Accompanying us on our tour of San Gervasio was Elizabeth Palm, an anthropologist based in San Miguel. As we walked between the site’s various structures, she filled us in on colorful details about life during the era. Cozumel was known to the Maya as “Tantún” and was believed to be the sacred realm of Ix’Chel, the goddess of fertility. Couples who were having trouble conceiving, or women who hoped to birth great warriors, would travel hundreds of kilometers and cross the channel to pray at the sacred temples.
Battling against the fog of mosquitoes which had descended upon San Gervasio, we encountered vestiges of these temples and some of the roads, or sacbeob, along which the pilgrims would arrive.
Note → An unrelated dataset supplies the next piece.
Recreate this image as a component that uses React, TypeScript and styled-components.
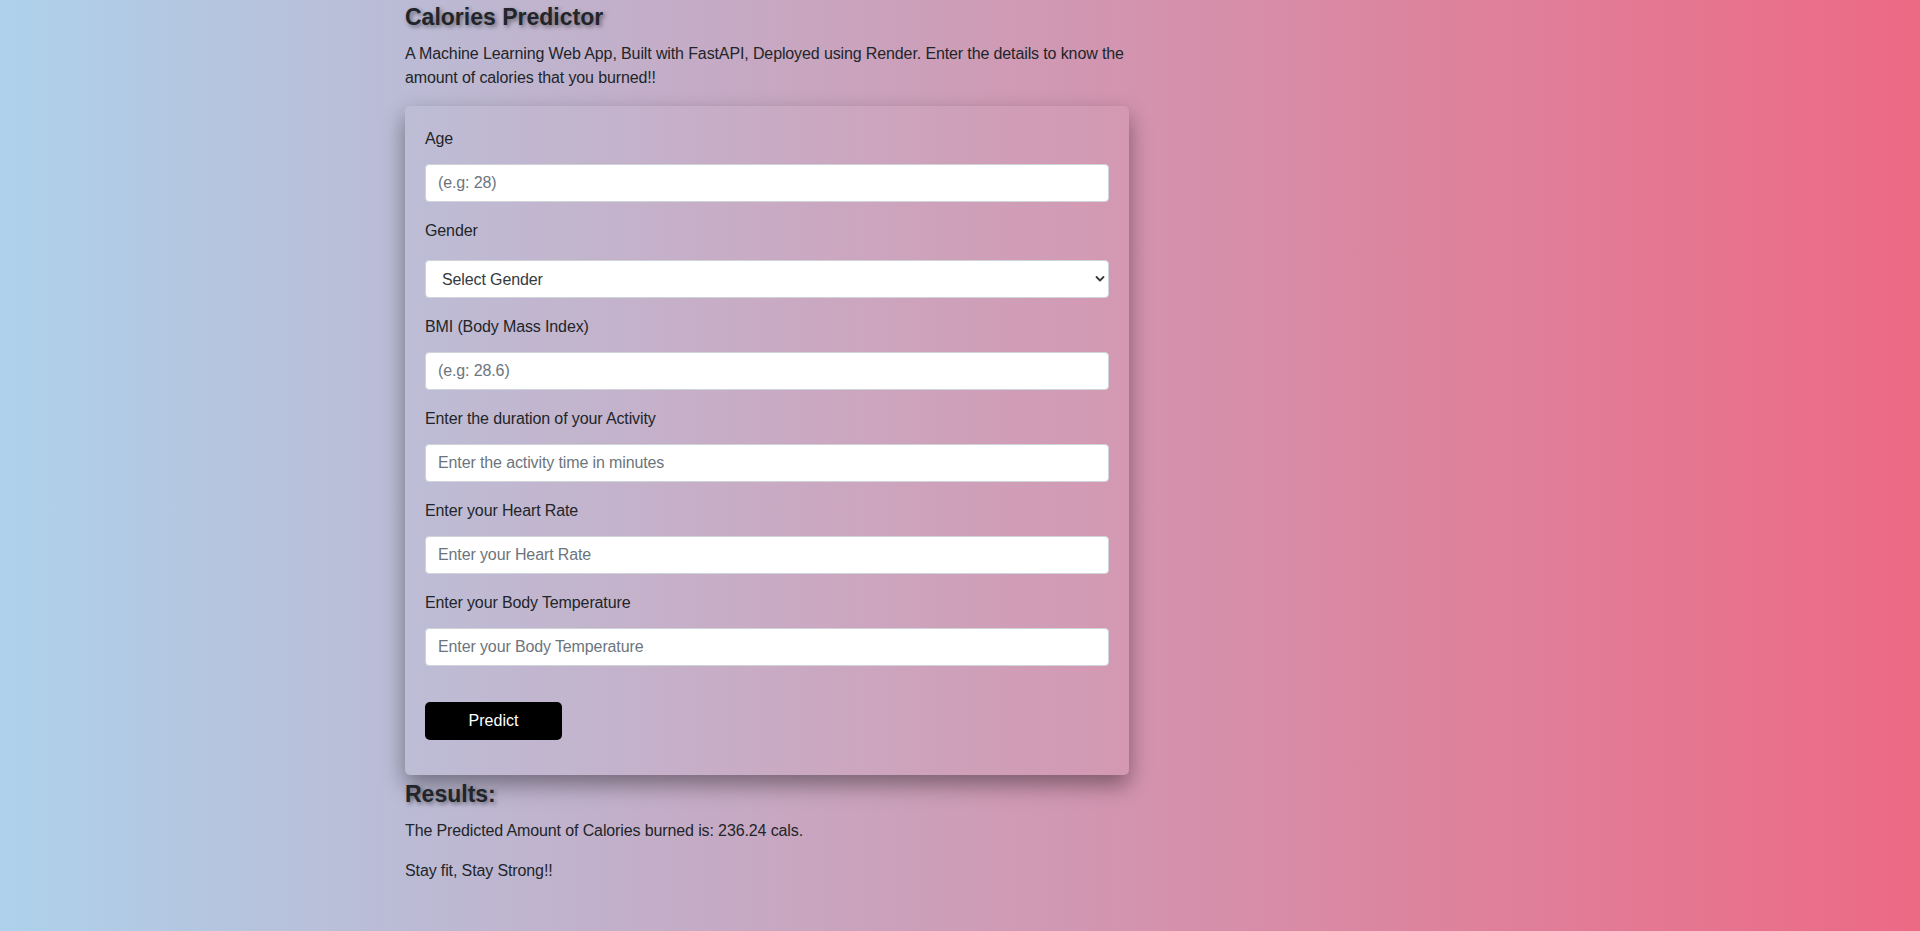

We saw the Arch, which the faithful would pass under on their way to worship. And farther away, we found the Ka’na Na Pyramid, where oracles would deliver their prophecies. Elizabeth explained that, just like modern-day politicians, Maya rulers weren’t above manipulation to keep their people under control. Thanks to their advanced understanding of astronomical cycles, Maya scientists were able to predict celestial events such as eclipses. To the normal Maya farmer, such revelations must have seemed like magic.
To be sure, San Gervasio isn’t the most memorable collection of ruins on the peninsula, but its history as a center of pilgrimage is fascinating. The site takes around an hour to see, and makes for a great cultural excursion on the island.